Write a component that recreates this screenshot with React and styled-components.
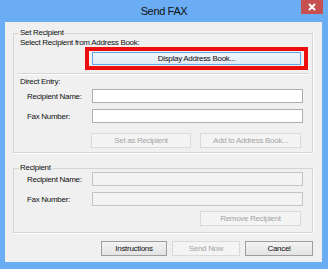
import React from 'react';
import styled, { createGlobalStyle } from 'styled-components';

const Global = createGlobalStyle`
  html, body { margin: 0; padding: 0; }
  body { font-family: "Liberation Sans", Arial, sans-serif; }
  * { box-sizing: border-box; }
`;

const Window = styled.div`
  width: 328px;
  height: 269px;
  background: #6badf4;
  display: flex;
  flex-direction: column;
  padding: 0 6px 7px 5px;
`;

const TitleBar = styled.div`
  position: relative;
  height: 22px;
  margin: 0 -6px 0 -5px;
  display: flex;
  align-items: center;
  justify-content: center;
  font-size: 11px;
  letter-spacing: -0.35px;
  color: #111;
`;

const CloseButton = styled.div`
  position: absolute;
  top: 0;
  right: 5px;
  width: 22px;
  height: 14px;
  background: #c75050;
  display: flex;
  align-items: center;
  justify-content: center;
`;

const Client = styled.div`
  flex: 1;
  background: #f0f0f0;
  padding: 11px 9px 0 8px;
  display: flex;
  flex-direction: column;
  font-size: 8px;
  letter-spacing: -0.3px;
  color: #111;
`;

const Group = styled.div`
  position: relative;
  border: 1px solid #d5d5d5;
  box-shadow: 1px 1px 0 #fdfdfd;
  padding: ${(p) => p.$pad};
  margin-top: ${(p) => p.$mt || 0}px;
  display: flex;
  flex-direction: column;
`;

const Legend = styled.span`
  position: absolute;
  top: -6px;
  left: 5px;
  padding: 0 1px;
  background: #f0f0f0;
  line-height: 10px;
`;

const Caption = styled.div`
  line-height: ${(p) => p.$lh}px;
  height: ${(p) => p.$lh}px;
  margin-top: ${(p) => p.$mt || 0}px;
`;

const Highlight = styled.div`
  margin-left: 65px;
  border: 4px solid #ee0d0d;
  padding: 1px 3px;
  display: flex;
`;

const Separator = styled.div`
  margin: 3px -1px 0 -3px;
  height: 2px;
  border-top: 1px solid #d5d5d5;
  border-bottom: 1px solid #fdfdfd;
`;

const FieldRow = styled.div`
  display: flex;
  align-items: center;
  padding-left: 7px;
  margin-top: ${(p) => p.$mt}px;
`;

const FieldLabel = styled.span`
  width: 65px;
`;

const TextBox = styled.input`
  width: 211px;
  height: 14px;
  margin: 0;
  padding: 0 2px;
  border: 1px solid ${(p) => (p.disabled ? '#c4c4c4' : '#abadb3')};
  background: ${(p) => (p.disabled ? '#f3f3f3' : '#ffffff')};
  outline: none;
  font: inherit;
`;

const ButtonRow = styled.div`
  display: flex;
  justify-content: flex-end;
  gap: ${(p) => p.$gap}px;
  margin-top: ${(p) => p.$mt}px;
  padding-right: ${(p) => p.$pr || 0}px;
`;

const Button = styled.button`
  width: ${(p) => (p.$width ? `${p.$width}px` : 'auto')};
  flex: ${(p) => (p.$width ? 'none' : '1')};
  height: ${(p) => p.$h || 15}px;
  margin: 0;
  padding: 0;
  font-family: "Liberation Sans", Arial, sans-serif;
  font-size: 8px;
  letter-spacing: -0.3px;
  line-height: 1;
  color: ${(p) => (p.disabled ? '#a4a4a4' : '#111')};
  border: 1px solid
    ${(p) =>
      p.disabled ? '#dadada' : p.$accent ? '#5fa4e8' : '#9e9e9e'};
  background: ${(p) =>
    p.disabled
      ? '#f4f4f4'
      : p.$accent
      ? 'linear-gradient(#eef4fb, #e2ebf4)'
      : 'linear-gradient(#f3f3f3, #e3e3e3)'};
  border-radius: 0;
`;

export default function App() {
  return (
    <>
      <Global />
      <Window>
        <TitleBar>
          Send FAX
          <CloseButton>
            <svg width="8" height="8" viewBox="0 0 8 8">
              <path d="M1 1 L7 7 M7 1 L1 7" stroke="#fff" strokeWidth="2" />
            </svg>
          </CloseButton>
        </TitleBar>
        <Client>
          <Group $pad="4px 4px 4px 6px">
            <Legend>Set Recipient</Legend>
            <Caption $lh={9}>Select Recipient from Address Book:</Caption>
            <Highlight>
              <Button $accent $h={13}>Display Address Book...</Button>
            </Highlight>
            <Separator />
            <Caption $lh={10} $mt={2}>Direct Entry:</Caption>
            <FieldRow $mt={2}>
              <FieldLabel>Recipient Name:</FieldLabel>
              <TextBox />
            </FieldRow>
            <FieldRow $mt={6}>
              <FieldLabel>Fax Number:</FieldLabel>
              <TextBox />
            </FieldRow>
            <ButtonRow $gap={9} $mt={10} $pr={7}>
              <Button disabled $width={100}>Set as Recipient</Button>
              <Button disabled $width={101}>Add to Address Book...</Button>
            </ButtonRow>
          </Group>
          <Group $pad="3px 4px 6px 6px" $mt={15}>
            <Legend>Recipient</Legend>
            <FieldRow $mt={0}>
              <FieldLabel>Recipient Name:</FieldLabel>
              <TextBox disabled />
            </FieldRow>
            <FieldRow $mt={6}>
              <FieldLabel>Fax Number:</FieldLabel>
              <TextBox disabled />
            </FieldRow>
            <ButtonRow $gap={9} $mt={5} $pr={7}>
              <Button disabled $width={101}>Remove Recipient</Button>
            </ButtonRow>
          </Group>
          <ButtonRow $gap={5} $mt={8}>
            <Button $width={66} $h={15}>Instructions</Button>
            <Button disabled $width={68} $h={15}>Send Now</Button>
            <Button $width={68} $h={15}>Cancel</Button>
          </ButtonRow>
        </Client>
      </Window>
    </>
  );
}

□ □ □

- What is needed
Make an exact copy of all the material, but keep the pictures out of it.

- Answer to this exercise
Write a component that recreates this screenshot with React and styled-components.
import React from 'react';
import styled, { createGlobalStyle } from 'styled-components';

const Global = createGlobalStyle`
  html, body { margin: 0; padding: 0; }
  body { font-family: "Liberation Sans", Arial, sans-serif; }
  * { box-sizing: border-box; }
`;

const Window = styled.div`
  width: 328px;
  height: 269px;
  background: #6badf4;
  display: flex;
  flex-direction: column;
  padding: 0 6px 7px 5px;
`;

const TitleBar = styled.div`
  position: relative;
  height: 22px;
  margin: 0 -6px 0 -5px;
  display: flex;
  align-items: center;
  justify-content: center;
  font-size: 11px;
  letter-spacing: -0.35px;
  color: #111;
`;

const CloseButton = styled.div`
  position: absolute;
  top: 0;
  right: 5px;
  width: 22px;
  height: 14px;
  background: #c75050;
  display: flex;
  align-items: center;
  justify-content: center;
`;

const Client = styled.div`
  flex: 1;
  background: #f0f0f0;
  padding: 11px 9px 0 8px;
  display: flex;
  flex-direction: column;
  font-size: 8px;
  letter-spacing: -0.3px;
  color: #111;
`;

const Group = styled.div`
  position: relative;
  border: 1px solid #d5d5d5;
  box-shadow: 1px 1px 0 #fdfdfd;
  padding: ${(p) => p.$pad};
  margin-top: ${(p) => p.$mt || 0}px;
  display: flex;
  flex-direction: column;
`;

const Legend = styled.span`
  position: absolute;
  top: -6px;
  left: 5px;
  padding: 0 1px;
  background: #f0f0f0;
  line-height: 10px;
`;

const Caption = styled.div`
  line-height: ${(p) => p.$lh}px;
  height: ${(p) => p.$lh}px;
  margin-top: ${(p) => p.$mt || 0}px;
`;

const Highlight = styled.div`
  margin-left: 65px;
  border: 4px solid #ee0d0d;
  padding: 1px 3px;
  display: flex;
`;

const Separator = styled.div`
  margin: 3px -1px 0 -3px;
  height: 2px;
  border-top: 1px solid #d5d5d5;
  border-bottom: 1px solid #fdfdfd;
`;

const FieldRow = styled.div`
  display: flex;
  align-items: center;
  padding-left: 7px;
  margin-top: ${(p) => p.$mt}px;
`;

const FieldLabel = styled.span`
  width: 65px;
`;

const TextBox = styled.input`
  width: 211px;
  height: 14px;
  margin: 0;
  padding: 0 2px;
  border: 1px solid ${(p) => (p.disabled ? '#c4c4c4' : '#abadb3')};
  background: ${(p) => (p.disabled ? '#f3f3f3' : '#ffffff')};
  outline: none;
  font: inherit;
`;

const ButtonRow = styled.div`
  display: flex;
  justify-content: flex-end;
  gap: ${(p) => p.$gap}px;
  margin-top: ${(p) => p.$mt}px;
  padding-right: ${(p) => p.$pr || 0}px;
`;

const Button = styled.button`
  width: ${(p) => (p.$width ? `${p.$width}px` : 'auto')};
  flex: ${(p) => (p.$width ? 'none' : '1')};
  height: ${(p) => p.$h || 15}px;
  margin: 0;
  padding: 0;
  font-family: "Liberation Sans", Arial, sans-serif;
  font-size: 8px;
  letter-spacing: -0.3px;
  line-height: 1;
  color: ${(p) => (p.disabled ? '#a4a4a4' : '#111')};
  border: 1px solid
    ${(p) =>
      p.disabled ? '#dadada' : p.$accent ? '#5fa4e8' : '#9e9e9e'};
  background: ${(p) =>
    p.disabled
      ? '#f4f4f4'
      : p.$accent
      ? 'linear-gradient(#eef4fb, #e2ebf4)'
      : 'linear-gradient(#f3f3f3, #e3e3e3)'};
  border-radius: 0;
`;

export default function App() {
  return (
    <>
      <Global />
      <Window>
        <TitleBar>
          Send FAX
          <CloseButton>
            <svg width="8" height="8" viewBox="0 0 8 8">
              <path d="M1 1 L7 7 M7 1 L1 7" stroke="#fff" strokeWidth="2" />
            </svg>
          </CloseButton>
        </TitleBar>
        <Client>
          <Group $pad="4px 4px 4px 6px">
            <Legend>Set Recipient</Legend>
            <Caption $lh={9}>Select Recipient from Address Book:</Caption>
            <Highlight>
              <Button $accent $h={13}>Display Address Book...</Button>
            </Highlight>
            <Separator />
            <Caption $lh={10} $mt={2}>Direct Entry:</Caption>
            <FieldRow $mt={2}>
              <FieldLabel>Recipient Name:</FieldLabel>
              <TextBox />
            </FieldRow>
            <FieldRow $mt={6}>
              <FieldLabel>Fax Number:</FieldLabel>
              <TextBox />
            </FieldRow>
            <ButtonRow $gap={9} $mt={10} $pr={7}>
              <Button disabled $width={100}>Set as Recipient</Button>
              <Button disabled $width={101}>Add to Address Book...</Button>
            </ButtonRow>
          </Group>
          <Group $pad="3px 4px 6px 6px" $mt={15}>
            <Legend>Recipient</Legend>
            <FieldRow $mt={0}>
              <FieldLabel>Recipient Name:</FieldLabel>
              <TextBox disabled />
            </FieldRow>
            <FieldRow $mt={6}>
              <FieldLabel>Fax Number:</FieldLabel>
              <TextBox disabled />
            </FieldRow>
            <ButtonRow $gap={9} $mt={5} $pr={7}>
              <Button disabled $width={101}>Remove Recipient</Button>
            </ButtonRow>
          </Group>
          <ButtonRow $gap={5} $mt={8}>
            <Button $width={66} $h={15}>Instructions</Button>
            <Button disabled $width={68} $h={15}>Send Now</Button>
            <Button $width={68} $h={15}>Cancel</Button>
          </ButtonRow>
        </Client>
      </Window>
    </>
  );
}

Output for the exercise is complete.